--- begin ---
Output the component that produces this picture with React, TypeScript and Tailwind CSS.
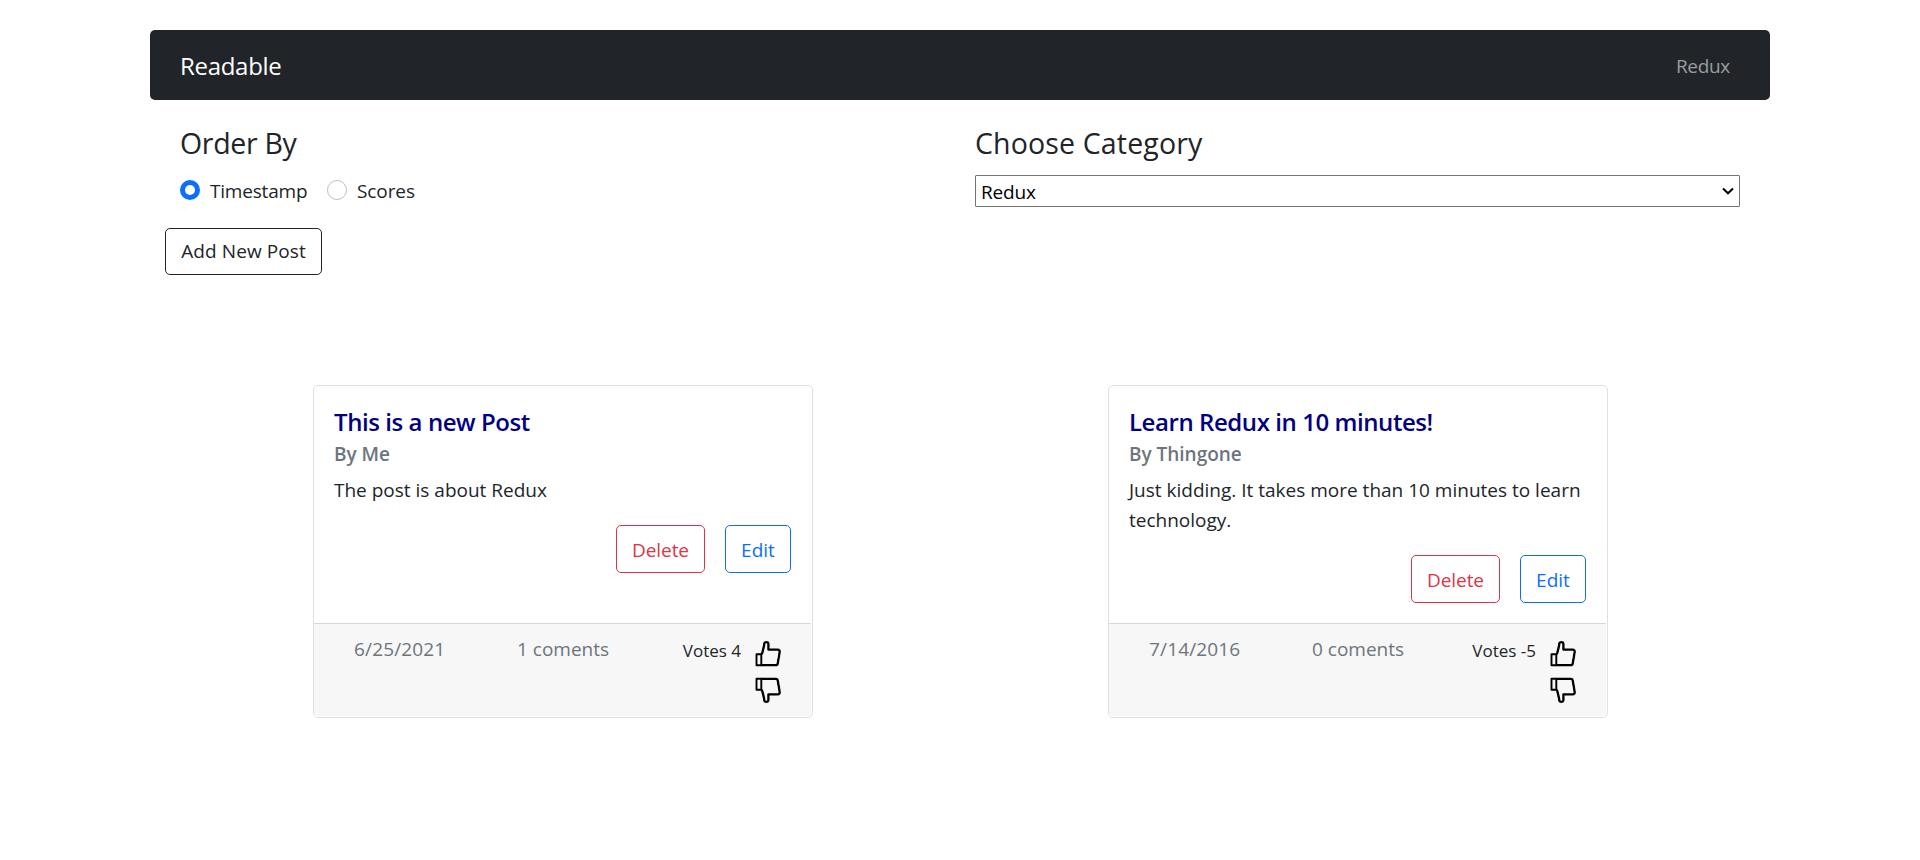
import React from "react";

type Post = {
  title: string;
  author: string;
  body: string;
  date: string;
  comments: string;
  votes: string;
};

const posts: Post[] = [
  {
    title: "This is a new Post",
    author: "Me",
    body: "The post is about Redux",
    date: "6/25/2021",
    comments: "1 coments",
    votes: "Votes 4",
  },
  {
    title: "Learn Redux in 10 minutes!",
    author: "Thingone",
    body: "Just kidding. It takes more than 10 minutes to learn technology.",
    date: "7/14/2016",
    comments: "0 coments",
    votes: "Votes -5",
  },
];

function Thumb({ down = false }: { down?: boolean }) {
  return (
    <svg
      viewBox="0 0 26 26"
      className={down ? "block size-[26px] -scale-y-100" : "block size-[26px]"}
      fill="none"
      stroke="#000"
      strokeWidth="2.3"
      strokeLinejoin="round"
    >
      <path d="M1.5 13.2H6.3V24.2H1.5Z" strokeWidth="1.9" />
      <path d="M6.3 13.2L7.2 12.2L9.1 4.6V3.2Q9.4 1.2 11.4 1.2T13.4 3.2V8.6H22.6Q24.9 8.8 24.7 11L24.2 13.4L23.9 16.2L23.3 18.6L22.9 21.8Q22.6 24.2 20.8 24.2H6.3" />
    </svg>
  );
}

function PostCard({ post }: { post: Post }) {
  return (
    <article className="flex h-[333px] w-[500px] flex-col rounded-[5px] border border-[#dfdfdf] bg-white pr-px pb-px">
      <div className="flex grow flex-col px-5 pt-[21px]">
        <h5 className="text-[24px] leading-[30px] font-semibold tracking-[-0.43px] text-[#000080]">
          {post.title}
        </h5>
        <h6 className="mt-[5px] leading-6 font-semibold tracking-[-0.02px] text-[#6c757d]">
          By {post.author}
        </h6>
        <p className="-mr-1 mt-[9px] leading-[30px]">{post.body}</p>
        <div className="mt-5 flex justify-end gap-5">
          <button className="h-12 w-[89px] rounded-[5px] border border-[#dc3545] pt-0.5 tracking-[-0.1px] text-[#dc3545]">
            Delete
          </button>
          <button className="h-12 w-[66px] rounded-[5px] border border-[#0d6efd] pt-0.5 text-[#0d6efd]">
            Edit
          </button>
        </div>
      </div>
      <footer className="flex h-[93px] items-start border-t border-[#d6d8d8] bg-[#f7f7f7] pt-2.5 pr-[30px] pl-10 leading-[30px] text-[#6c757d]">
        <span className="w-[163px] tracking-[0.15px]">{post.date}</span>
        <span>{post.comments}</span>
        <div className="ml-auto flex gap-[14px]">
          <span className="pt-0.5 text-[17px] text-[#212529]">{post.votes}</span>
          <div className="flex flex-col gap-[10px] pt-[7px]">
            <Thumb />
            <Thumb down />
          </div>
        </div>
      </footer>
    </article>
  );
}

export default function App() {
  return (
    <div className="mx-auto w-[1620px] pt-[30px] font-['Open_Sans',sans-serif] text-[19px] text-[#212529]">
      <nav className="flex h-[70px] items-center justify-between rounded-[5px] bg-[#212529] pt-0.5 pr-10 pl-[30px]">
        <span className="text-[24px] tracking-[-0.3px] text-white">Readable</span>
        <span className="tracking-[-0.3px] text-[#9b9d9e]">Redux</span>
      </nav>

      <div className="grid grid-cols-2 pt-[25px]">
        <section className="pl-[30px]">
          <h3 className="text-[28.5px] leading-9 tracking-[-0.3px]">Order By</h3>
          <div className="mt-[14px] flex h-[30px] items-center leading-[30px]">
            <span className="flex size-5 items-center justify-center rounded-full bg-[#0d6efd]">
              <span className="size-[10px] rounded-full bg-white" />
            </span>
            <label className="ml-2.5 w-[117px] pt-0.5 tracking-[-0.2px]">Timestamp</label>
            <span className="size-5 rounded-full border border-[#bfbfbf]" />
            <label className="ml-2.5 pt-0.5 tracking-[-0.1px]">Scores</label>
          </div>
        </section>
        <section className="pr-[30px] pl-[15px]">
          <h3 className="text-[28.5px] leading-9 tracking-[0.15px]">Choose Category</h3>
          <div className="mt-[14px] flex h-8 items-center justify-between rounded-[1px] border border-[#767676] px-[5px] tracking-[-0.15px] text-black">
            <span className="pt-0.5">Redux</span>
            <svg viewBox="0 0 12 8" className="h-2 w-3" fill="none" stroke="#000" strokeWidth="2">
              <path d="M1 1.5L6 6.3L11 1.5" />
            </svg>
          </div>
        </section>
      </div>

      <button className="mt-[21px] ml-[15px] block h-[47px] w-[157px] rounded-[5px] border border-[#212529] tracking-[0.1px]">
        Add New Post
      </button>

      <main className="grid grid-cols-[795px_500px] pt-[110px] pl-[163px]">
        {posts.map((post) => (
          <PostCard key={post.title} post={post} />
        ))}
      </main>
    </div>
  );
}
--- end ---
Exercise details
Reproduce the data verbatim. Do not carry any picture into the copy.

Solution to the problem
Output the component that produces this picture with React, TypeScript and Tailwind CSS.
import React from "react";

type Post = {
  title: string;
  author: string;
  body: string;
  date: string;
  comments: string;
  votes: string;
};

const posts: Post[] = [
  {
    title: "This is a new Post",
    author: "Me",
    body: "The post is about Redux",
    date: "6/25/2021",
    comments: "1 coments",
    votes: "Votes 4",
  },
  {
    title: "Learn Redux in 10 minutes!",
    author: "Thingone",
    body: "Just kidding. It takes more than 10 minutes to learn technology.",
    date: "7/14/2016",
    comments: "0 coments",
    votes: "Votes -5",
  },
];

function Thumb({ down = false }: { down?: boolean }) {
  return (
    <svg
      viewBox="0 0 26 26"
      className={down ? "block size-[26px] -scale-y-100" : "block size-[26px]"}
      fill="none"
      stroke="#000"
      strokeWidth="2.3"
      strokeLinejoin="round"
    >
      <path d="M1.5 13.2H6.3V24.2H1.5Z" strokeWidth="1.9" />
      <path d="M6.3 13.2L7.2 12.2L9.1 4.6V3.2Q9.4 1.2 11.4 1.2T13.4 3.2V8.6H22.6Q24.9 8.8 24.7 11L24.2 13.4L23.9 16.2L23.3 18.6L22.9 21.8Q22.6 24.2 20.8 24.2H6.3" />
    </svg>
  );
}

function PostCard({ post }: { post: Post }) {
  return (
    <article className="flex h-[333px] w-[500px] flex-col rounded-[5px] border border-[#dfdfdf] bg-white pr-px pb-px">
      <div className="flex grow flex-col px-5 pt-[21px]">
        <h5 className="text-[24px] leading-[30px] font-semibold tracking-[-0.43px] text-[#000080]">
          {post.title}
        </h5>
        <h6 className="mt-[5px] leading-6 font-semibold tracking-[-0.02px] text-[#6c757d]">
          By {post.author}
        </h6>
        <p className="-mr-1 mt-[9px] leading-[30px]">{post.body}</p>
        <div className="mt-5 flex justify-end gap-5">
          <button className="h-12 w-[89px] rounded-[5px] border border-[#dc3545] pt-0.5 tracking-[-0.1px] text-[#dc3545]">
            Delete
          </button>
          <button className="h-12 w-[66px] rounded-[5px] border border-[#0d6efd] pt-0.5 text-[#0d6efd]">
            Edit
          </button>
        </div>
      </div>
      <footer className="flex h-[93px] items-start border-t border-[#d6d8d8] bg-[#f7f7f7] pt-2.5 pr-[30px] pl-10 leading-[30px] text-[#6c757d]">
        <span className="w-[163px] tracking-[0.15px]">{post.date}</span>
        <span>{post.comments}</span>
        <div className="ml-auto flex gap-[14px]">
          <span className="pt-0.5 text-[17px] text-[#212529]">{post.votes}</span>
          <div className="flex flex-col gap-[10px] pt-[7px]">
            <Thumb />
            <Thumb down />
          </div>
        </div>
      </footer>
    </article>
  );
}

export default function App() {
  return (
    <div className="mx-auto w-[1620px] pt-[30px] font-['Open_Sans',sans-serif] text-[19px] text-[#212529]">
      <nav className="flex h-[70px] items-center justify-between rounded-[5px] bg-[#212529] pt-0.5 pr-10 pl-[30px]">
        <span className="text-[24px] tracking-[-0.3px] text-white">Readable</span>
        <span className="tracking-[-0.3px] text-[#9b9d9e]">Redux</span>
      </nav>

      <div className="grid grid-cols-2 pt-[25px]">
        <section className="pl-[30px]">
          <h3 className="text-[28.5px] leading-9 tracking-[-0.3px]">Order By</h3>
          <div className="mt-[14px] flex h-[30px] items-center leading-[30px]">
            <span className="flex size-5 items-center justify-center rounded-full bg-[#0d6efd]">
              <span className="size-[10px] rounded-full bg-white" />
            </span>
            <label className="ml-2.5 w-[117px] pt-0.5 tracking-[-0.2px]">Timestamp</label>
            <span className="size-5 rounded-full border border-[#bfbfbf]" />
            <label className="ml-2.5 pt-0.5 tracking-[-0.1px]">Scores</label>
          </div>
        </section>
        <section className="pr-[30px] pl-[15px]">
          <h3 className="text-[28.5px] leading-9 tracking-[0.15px]">Choose Category</h3>
          <div className="mt-[14px] flex h-8 items-center justify-between rounded-[1px] border border-[#767676] px-[5px] tracking-[-0.15px] text-black">
            <span className="pt-0.5">Redux</span>
            <svg viewBox="0 0 12 8" className="h-2 w-3" fill="none" stroke="#000" strokeWidth="2">
              <path d="M1 1.5L6 6.3L11 1.5" />
            </svg>
          </div>
        </section>
      </div>

      <button className="mt-[21px] ml-[15px] block h-[47px] w-[157px] rounded-[5px] border border-[#212529] tracking-[0.1px]">
        Add New Post
      </button>

      <main className="grid grid-cols-[795px_500px] pt-[110px] pl-[163px]">
        {posts.map((post) => (
          <PostCard key={post.title} post={post} />
        ))}
      </main>
    </div>
  );
}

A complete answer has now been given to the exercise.